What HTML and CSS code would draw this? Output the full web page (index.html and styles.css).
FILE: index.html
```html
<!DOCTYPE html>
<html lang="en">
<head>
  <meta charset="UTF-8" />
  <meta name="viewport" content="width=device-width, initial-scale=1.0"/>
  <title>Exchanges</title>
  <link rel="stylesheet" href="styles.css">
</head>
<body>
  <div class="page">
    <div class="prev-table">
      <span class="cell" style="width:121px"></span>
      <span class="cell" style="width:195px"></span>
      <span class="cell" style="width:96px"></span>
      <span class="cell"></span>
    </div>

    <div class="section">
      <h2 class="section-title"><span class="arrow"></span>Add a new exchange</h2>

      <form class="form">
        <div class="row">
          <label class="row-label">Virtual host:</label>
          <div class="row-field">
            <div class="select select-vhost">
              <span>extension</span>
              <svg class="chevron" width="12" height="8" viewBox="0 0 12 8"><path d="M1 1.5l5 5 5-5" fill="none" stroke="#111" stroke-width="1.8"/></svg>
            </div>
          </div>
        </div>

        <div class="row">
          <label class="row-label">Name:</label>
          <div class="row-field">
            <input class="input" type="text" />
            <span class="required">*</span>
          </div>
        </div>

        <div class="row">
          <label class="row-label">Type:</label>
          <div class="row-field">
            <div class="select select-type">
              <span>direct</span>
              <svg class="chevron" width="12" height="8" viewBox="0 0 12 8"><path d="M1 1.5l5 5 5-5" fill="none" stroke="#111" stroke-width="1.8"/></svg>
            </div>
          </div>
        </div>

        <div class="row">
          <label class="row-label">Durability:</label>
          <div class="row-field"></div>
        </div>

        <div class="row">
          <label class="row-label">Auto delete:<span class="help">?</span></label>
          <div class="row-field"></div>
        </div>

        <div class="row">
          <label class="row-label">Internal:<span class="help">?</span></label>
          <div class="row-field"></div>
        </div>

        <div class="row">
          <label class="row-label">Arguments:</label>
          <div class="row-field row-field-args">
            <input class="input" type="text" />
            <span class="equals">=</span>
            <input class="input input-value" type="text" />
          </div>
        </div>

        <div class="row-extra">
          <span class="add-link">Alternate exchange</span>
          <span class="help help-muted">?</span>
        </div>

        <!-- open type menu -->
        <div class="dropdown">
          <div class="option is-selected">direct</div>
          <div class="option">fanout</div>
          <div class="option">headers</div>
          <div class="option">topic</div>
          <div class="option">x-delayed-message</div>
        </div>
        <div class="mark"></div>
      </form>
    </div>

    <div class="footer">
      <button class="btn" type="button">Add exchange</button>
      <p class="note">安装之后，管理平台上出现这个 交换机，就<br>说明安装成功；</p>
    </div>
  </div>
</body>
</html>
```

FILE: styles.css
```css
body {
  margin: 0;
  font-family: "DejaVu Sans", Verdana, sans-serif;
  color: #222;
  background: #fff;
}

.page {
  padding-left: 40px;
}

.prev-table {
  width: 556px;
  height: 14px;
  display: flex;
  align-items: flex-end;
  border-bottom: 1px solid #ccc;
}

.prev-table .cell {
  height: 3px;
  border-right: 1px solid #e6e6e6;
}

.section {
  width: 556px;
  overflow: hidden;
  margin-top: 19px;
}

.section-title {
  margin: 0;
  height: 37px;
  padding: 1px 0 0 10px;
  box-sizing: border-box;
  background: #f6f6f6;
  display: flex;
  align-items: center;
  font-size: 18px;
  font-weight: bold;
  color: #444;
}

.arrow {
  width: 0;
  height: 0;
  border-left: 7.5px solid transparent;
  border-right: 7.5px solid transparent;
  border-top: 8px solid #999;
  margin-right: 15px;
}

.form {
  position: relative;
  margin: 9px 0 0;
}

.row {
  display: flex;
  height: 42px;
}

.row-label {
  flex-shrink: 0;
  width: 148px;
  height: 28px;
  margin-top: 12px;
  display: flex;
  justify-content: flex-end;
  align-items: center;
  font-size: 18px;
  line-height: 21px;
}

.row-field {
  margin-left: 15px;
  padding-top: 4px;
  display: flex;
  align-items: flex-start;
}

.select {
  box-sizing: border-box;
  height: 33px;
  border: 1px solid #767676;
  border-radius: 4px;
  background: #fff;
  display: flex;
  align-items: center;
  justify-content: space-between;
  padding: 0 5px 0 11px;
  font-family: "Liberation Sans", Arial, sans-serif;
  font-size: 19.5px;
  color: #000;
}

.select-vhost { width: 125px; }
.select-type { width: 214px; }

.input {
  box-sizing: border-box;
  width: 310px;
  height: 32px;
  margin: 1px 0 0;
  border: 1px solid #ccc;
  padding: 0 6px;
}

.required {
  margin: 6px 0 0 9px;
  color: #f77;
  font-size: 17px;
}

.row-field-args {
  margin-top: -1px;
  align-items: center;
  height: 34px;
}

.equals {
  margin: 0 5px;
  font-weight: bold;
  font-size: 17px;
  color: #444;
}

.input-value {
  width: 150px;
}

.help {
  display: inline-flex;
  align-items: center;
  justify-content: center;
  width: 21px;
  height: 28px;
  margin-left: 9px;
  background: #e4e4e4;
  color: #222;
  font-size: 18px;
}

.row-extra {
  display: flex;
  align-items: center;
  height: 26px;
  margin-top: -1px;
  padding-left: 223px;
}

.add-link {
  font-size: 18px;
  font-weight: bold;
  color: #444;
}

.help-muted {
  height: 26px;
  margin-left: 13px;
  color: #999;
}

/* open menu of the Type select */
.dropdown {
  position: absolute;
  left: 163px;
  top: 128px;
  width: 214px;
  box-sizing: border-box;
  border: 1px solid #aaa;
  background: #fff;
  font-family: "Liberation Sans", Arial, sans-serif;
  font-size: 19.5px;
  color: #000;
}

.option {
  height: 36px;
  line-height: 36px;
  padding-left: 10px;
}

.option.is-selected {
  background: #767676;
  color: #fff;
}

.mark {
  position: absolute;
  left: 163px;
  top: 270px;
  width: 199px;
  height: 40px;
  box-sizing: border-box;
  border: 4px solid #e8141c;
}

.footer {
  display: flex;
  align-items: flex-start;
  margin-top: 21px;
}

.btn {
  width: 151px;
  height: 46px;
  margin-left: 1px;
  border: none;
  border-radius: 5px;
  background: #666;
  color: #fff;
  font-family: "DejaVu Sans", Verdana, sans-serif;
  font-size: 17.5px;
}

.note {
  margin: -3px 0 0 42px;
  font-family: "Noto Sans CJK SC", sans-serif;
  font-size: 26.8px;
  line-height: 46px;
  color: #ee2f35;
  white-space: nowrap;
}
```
——————————
## AIM OF THE EXERCISE
Count how many lines above contain the word "index". Reply with the number alone.

## WRITTEN RESPONSE
2